• Приглашаем посетить наш сайт
    Толстой (tolstoy-lit.ru)
  • Воронцовский В.: В Берлине птахи поют (Библиографическая заметка)

    В Берлине птахи поют 

    (Библиографическая заметка)

    1

    Часто встречаем мы людей, бросающих книжку стихов новых поэтов на первой же странице. Обычно такой жест сопровождается безапелляционным:

    — Ерунда!

    Подобных людей много. Их миллионы. Они толпа. Но они — и общественное мнение. А это уже не все равно. Это страшно. Новые поэты — молодежь. И мнение миллионов — их крещение.

    И кто знает, может быть, вследствие этих «мнений» не одна звенящая душа молодого поэта увяла? Не одна птаха умолкла?

    А это уже на детях и внуках наших. Как кровь.

    К счастью, молодая поэзия в целом — живет. Звенит. Поет. Радует усталый глаз порослью новаторства, новых всходов и неподдельной весны настроений и восприятий.

    2

    Передо мною — две маленьких изящных книжечки — «Стихи к Блоку» М. Цветаевой и «Опустошающая любовь» И. Эренбурга.

    На Олимпе современности — фигуры небольшие.

    М. Цветаева в маленькую книжечку собрала свой крик к Блоку. Женский крик. По-женскому и сильный и капризный. Главное, капризный.

    Имя твое — птица в руке,
    Имя твое — льдинка на языке,
    Одно-единственное движение губ,
    Имя твое — пять букв.
    Мячик, пойманный на лету,
    Серебряный бубенец во рту…

    Так она о Блоке. О его имени. И разве не по-женски правдиво и тонко:

    Имя твое — льдинка на языке…

    Это значит — холодный и звенящий. Как лед и серебро. Таков Блок в душе женской. И не она ли, не женщина мечется любящая в этих строках:

    Ты проходишь на Запад Солнца,
    Ты увидишь вечерний свет.
    Ты проходишь на Запад Солнца,
    И метель заметает след…
    И по имени я не окликну,
    И руками не потянусь.
    Восковому святому лику
    Только издали поклонюсь.

    Разве это не женщина? Как она есть? Не аккорд любящей и боящейся быть любимой? Любимая — это такое счастье!

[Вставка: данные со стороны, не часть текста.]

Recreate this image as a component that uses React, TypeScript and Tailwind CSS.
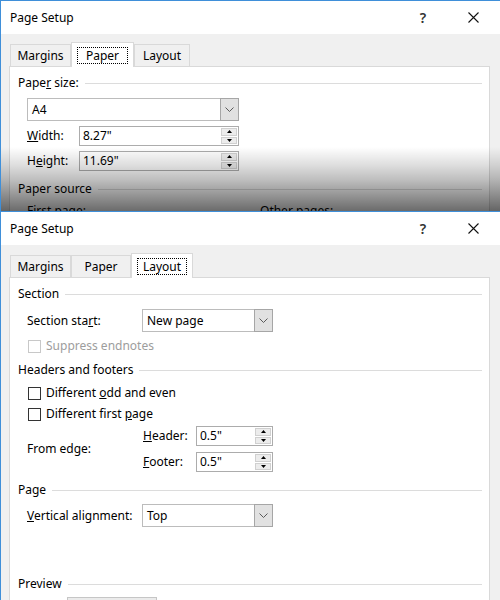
import React from "react";

const Chevron = () => (
  <svg width="9" height="5" viewBox="0 0 9 5">
    <path d="M0.5 0.5 L4.5 4.5 L8.5 0.5" fill="none" stroke="#5a5a5a" strokeWidth="1" />
  </svg>
);

const TriUp = () => (
  <svg width="5" height="3" viewBox="0 0 5 3">
    <path d="M2.5 0 L5 3 L0 3 Z" fill="#000" />
  </svg>
);

const TriDown = () => (
  <svg width="5" height="3" viewBox="0 0 5 3">
    <path d="M0 0 L5 0 L2.5 3 Z" fill="#000" />
  </svg>
);

const CloseIcon = () => (
  <svg width="11" height="11" viewBox="0 0 11 11">
    <path d="M0.5 0.5 L10.5 10.5 M10.5 0.5 L0.5 10.5" stroke="#111" strokeWidth="1.1" fill="none" />
  </svg>
);

function GroupHeader({ children }: { children: React.ReactNode }) {
  return (
    <div className="flex items-center h-[16px]">
      <span className="whitespace-nowrap">{children}</span>
      <div className="flex-1 h-px bg-[#dcdcdc] ml-[6px]" />
    </div>
  );
}

function Select({ value, className }: { value: string; className: string }) {
  return (
    <div className={"flex h-[23px] border border-[#bcbcbc] bg-white " + className}>
      <div className="flex-1 pl-[4px] flex items-center">{value}</div>
      <div className="w-[19px] -my-px -mr-px flex items-center justify-center border border-[#a6a6a6] bg-[#e1e1e1]">
        <Chevron />
      </div>
    </div>
  );
}

function SpinInput({ value, className }: { value: string; className: string }) {
  return (
    <div className={"flex h-[20px] border border-[#acacac] bg-white " + className}>
      <div className="flex-1 pl-[3px] flex items-center">{value}</div>
      <div className="flex flex-col gap-[1px] w-[16px] py-px mr-px">
        <div className="flex-1 flex items-center justify-center bg-[#ececec] border border-[#d0d0d0]">
          <TriUp />
        </div>
        <div className="flex-1 flex items-center justify-center bg-[#ececec] border border-[#d0d0d0]">
          <TriDown />
        </div>
      </div>
    </div>
  );
}

function Checkbox({ children, disabled }: { children: React.ReactNode; disabled?: boolean }) {
  return (
    <div className="flex items-center h-[16px] ml-[10px]">
      <div
        className={
          "w-[13px] h-[13px] border bg-white " + (disabled ? "border-[#c8c8c8]" : "border-[#333333]")
        }
      />
      <span className={"ml-[5px] " + (disabled ? "text-[#9d9d9d]" : "")}>{children}</span>
    </div>
  );
}

function TitleBar() {
  return (
    <div className="h-[33px] shrink-0 bg-white flex items-center pl-[9px] pr-[2px]">
      <span className="text-[12px]">Page Setup</span>
      <div className="ml-auto flex h-full">
        <div className="w-[50px] flex items-center justify-center text-[14px] font-semibold text-[#333]">?</div>
        <div className="w-[50px] flex items-center justify-center">
          <CloseIcon />
        </div>
      </div>
    </div>
  );
}

function Tab({ label, selected, className }: { label: string; selected?: boolean; className: string }) {
  if (selected) {
    return (
      <div
        className={
          "h-[25px] bg-white border-t border-l border-r border-[#d9d9d9] flex px-[5px] pt-[4px] pb-[3px] " +
          className
        }
      >
        <div className="flex-1 flex items-center justify-center border border-dotted border-[#000]">
          {label}
        </div>
      </div>
    );
  }
  return (
    <div
      className={
        "h-[22px] mb-px bg-[#f0f0f0] border-t border-l border-r border-[#d9d9d9] flex items-center justify-center " +
        className
      }
    >
      {label}
    </div>
  );
}

function PaperDialog() {
  return (
    <div className="relative h-[211px] shrink-0 overflow-hidden flex flex-col border-t border-l border-[#3f8fd9]">
      <TitleBar />
      <div className="flex-1 min-h-0 overflow-hidden bg-[#f0f0f0] pl-[8px] pt-[8px]">
        <div className="flex items-end h-[25px] ml-[1px] relative z-10">
          <Tab label="Margins" className="w-[61px]" />
          <Tab label="Paper" selected className="w-[63px]" />
          <Tab label="Layout" className="w-[56px]" />
        </div>
        <div className="-mt-px w-[481px] h-[300px] bg-white border border-[#d9d9d9] pt-[8px] pl-[8px] pr-[7px]">
          <GroupHeader>
            Pape<u>r</u> size:
          </GroupHeader>
          <div className="ml-[9px] mt-[7px]">
            <Select value="A4" className="w-[212px]" />
          </div>
          <div className="ml-[9px] mt-[5px] flex items-center">
            <span className="w-[52px]">
              <u>W</u>idth:
            </span>
            <SpinInput value={'8.27"'} className="w-[160px]" />
          </div>
          <div className="ml-[9px] mt-[5px] flex items-center">
            <span className="w-[52px]">
              H<u>e</u>ight:
            </span>
            <SpinInput value={'11.69"'} className="w-[160px]" />
          </div>
          <div className="mt-[10px]">
            <GroupHeader>Paper source</GroupHeader>
          </div>
          <div className="mt-[6px] ml-[9px] flex">
            <span className="w-[233px]">
              <u>F</u>irst page:
            </span>
            <span>
              <u>O</u>ther pages:
            </span>
          </div>
        </div>
      </div>
      <div className="absolute left-0 right-0 top-[146px] bottom-0 bg-[linear-gradient(to_bottom,rgba(0,0,0,0)_0%,rgba(0,0,0,0.13)_28%,rgba(0,0,0,0.26)_52%,rgba(0,0,0,0.58)_100%)]" />
    </div>
  );
}

function LayoutDialog() {
  return (
    <div className="flex-1 min-h-0 overflow-hidden flex flex-col border-t border-l border-[#3f8fd9]">
      <TitleBar />
      <div className="flex-1 min-h-0 overflow-hidden bg-[#f0f0f0] pl-[8px] pt-[8px]">
        <div className="flex items-end h-[25px] ml-[1px] relative z-10">
          <Tab label="Margins" className="w-[61px]" />
          <Tab label="Paper" className="w-[60px]" />
          <Tab label="Layout" selected className="w-[62px]" />
        </div>
        <div className="-mt-px w-[481px] h-[400px] bg-white border border-[#d9d9d9] pt-[8px] pl-[8px] pr-[7px]">
          <GroupHeader>Section</GroupHeader>
          <div className="mt-[7px] ml-[9px] flex items-center">
            <span className="w-[115px]">
              Section sta<u>r</u>t:
            </span>
            <Select value="New page" className="w-[131px]" />
          </div>
          <div className="mt-[6px]">
            <Checkbox disabled>Suppress endnotes</Checkbox>
          </div>
          <div className="mt-[8px]">
            <GroupHeader>Headers and footers</GroupHeader>
          </div>
          <div className="mt-[7px]">
            <Checkbox>
              Different <u>o</u>dd and even
            </Checkbox>
          </div>
          <div className="mt-[5px]">
            <Checkbox>
              Different first <u>p</u>age
            </Checkbox>
          </div>
          <div className="mt-[4px] ml-[9px] flex items-center">
            <span className="w-[116px]">From edge:</span>
            <div className="flex flex-col gap-[6px]">
              <div className="flex items-center">
                <span className="w-[53px]">
                  <u>H</u>eader:
                </span>
                <SpinInput value={'0.5"'} className="w-[77px]" />
              </div>
              <div className="flex items-center">
                <span className="w-[53px]">
                  <u>F</u>ooter:
                </span>
                <SpinInput value={'0.5"'} className="w-[77px]" />
              </div>
            </div>
          </div>
          <div className="mt-[10px]">
            <GroupHeader>Page</GroupHeader>
          </div>
          <div className="mt-[6px] ml-[9px] flex items-center">
            <span className="w-[115px]">
              <u>V</u>ertical alignment:
            </span>
            <Select value="Top" className="w-[131px]" />
          </div>
          <div className="mt-[49px]">
            <GroupHeader>Preview</GroupHeader>
          </div>
          <div className="mt-[5px] ml-[49px] w-[90px] h-[30px] border border-[#c6c6c6] bg-[#ebebeb]" />
        </div>
      </div>
    </div>
  );
}

export default function App() {
  return (
    <div className="w-[500px] h-[600px] overflow-hidden bg-white flex flex-col text-[12px] leading-[16px] text-black font-['Noto_Sans',sans-serif]">
      <PaperDialog />
      <LayoutDialog />
    </div>
  );
}
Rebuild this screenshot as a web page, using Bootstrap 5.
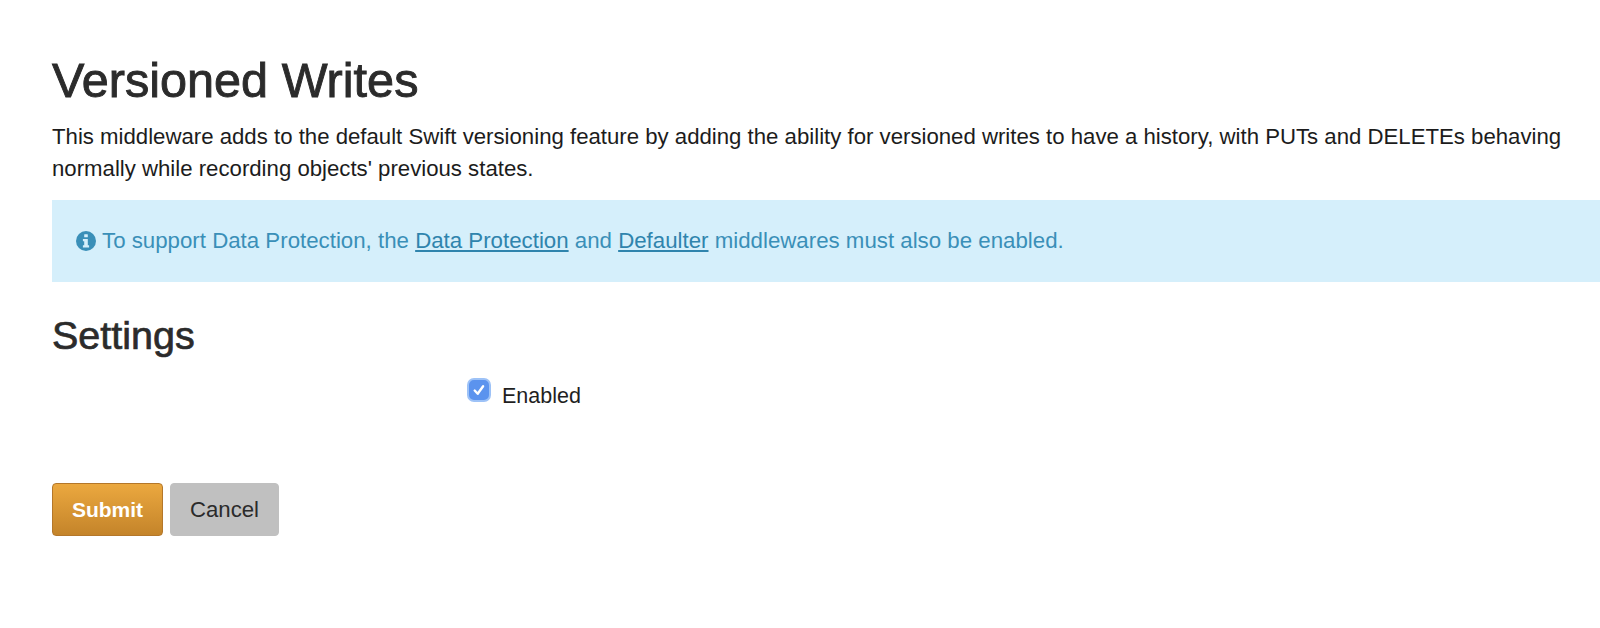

    И она это понимает (или чувствует), когда говорит:

    Зверю — берлога,
    Страннику — дорога,
    Мертвому — дроги,
    Каждому — свое.
    Женщине — лукавить,
    Царю — править,
    Мне — славить
    Имя твое.

    И это ее — М. Цветаевой, крик к Блоку — сила женской души, резкий взмах смычка скрипки в оркестре настроения. Нестройный и нужный. Нестройный по форме, нужный по содержанию.

    К этому — дополнение:

    Должно быть, за той рощей
    Деревня где я жила,
    Должно быть любовь проще
    И легче, чем я ждала.

    Нет, конечно не проще. Любовь — подвиг. Крест на твоих плечах, женщина.

    Предстало нам, всей площади широкой,
    Святое имя Александра Блока.

    И неправда. Только тебе предстало оно, это святое сердце — и ты его схоронила. А мы… мы сожгли «льдинку на языке» палящим голодом и цингой.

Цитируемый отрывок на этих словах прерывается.